もっとも、韓国では未払い賃金も増えてるそうだぞ。会社員の44%が賃金未払いを経験しているとか。2023年9月頃の記事だが引用しておく。

韓国の市民団体「職場カプチル(パワハラ)119」などが世論調査会社に依頼し、1~6日に会社員1000人を対象に実施した調査結果によると、回答者の43.7%が賃金未払いの被害を経験したと答えた。未払い賃金の種類は基本給が30.2%と最多で、退職金(28.1%)、残業・休日勤務手当(27.8%)などだった。

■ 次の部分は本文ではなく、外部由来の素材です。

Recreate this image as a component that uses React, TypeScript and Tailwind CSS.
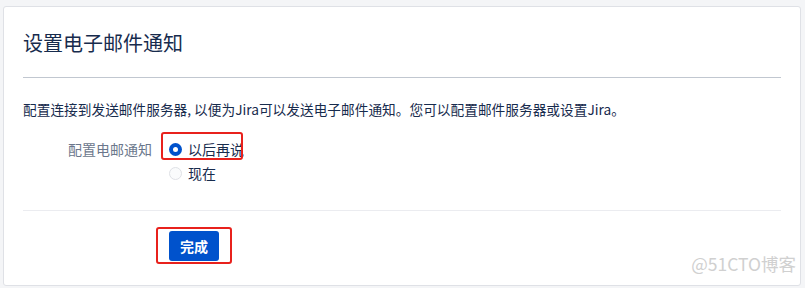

 賃金未払いの被害を経験した会社員の59.5%は会社に支払いを要請した。退社したりして対応を諦めたとの回答は41.4%に上った。雇用労働部など関係機関に通報したとの回答は24.3%にとどまった。諦めた理由は「対応しても未払い賃金を受け取れそうになかったから」が43.5%だった。

賃金未払いの改善策としては「反意思不罰罪の廃止」(26.7%)が最も多く挙げられた。当事者と合意しても事業主が処罰されるようすべきだとの意見が寄せられた。

会社員の44%が賃金未払いの被害経験 韓国世論調査-Chosun online 朝鮮日報

そして、今年の未払い賃金は1.8兆ウォンとか。つまり、最低賃金を1万ウォンにしようが、会社員はその給料を本当に払ってもらえるとは限らない。むしろ、未払い賃金が増加しているところをみれば、さらにその被害は増えるんじゃないか。でも、会社員の44%が給料なしで働かされたとかヤバイよな。相変わらず、酷い国である。

もちろん、日本でも未払い賃金というのは少なからずあるのだが、韓国の場合は日本の17倍らしいので、それだけ労働者というのは不利な立場なんだろうな。そもそも対応しても払ってもらえないから諦めたが43%だ。機関に通報しても対応されてないてことが多いんだろうな。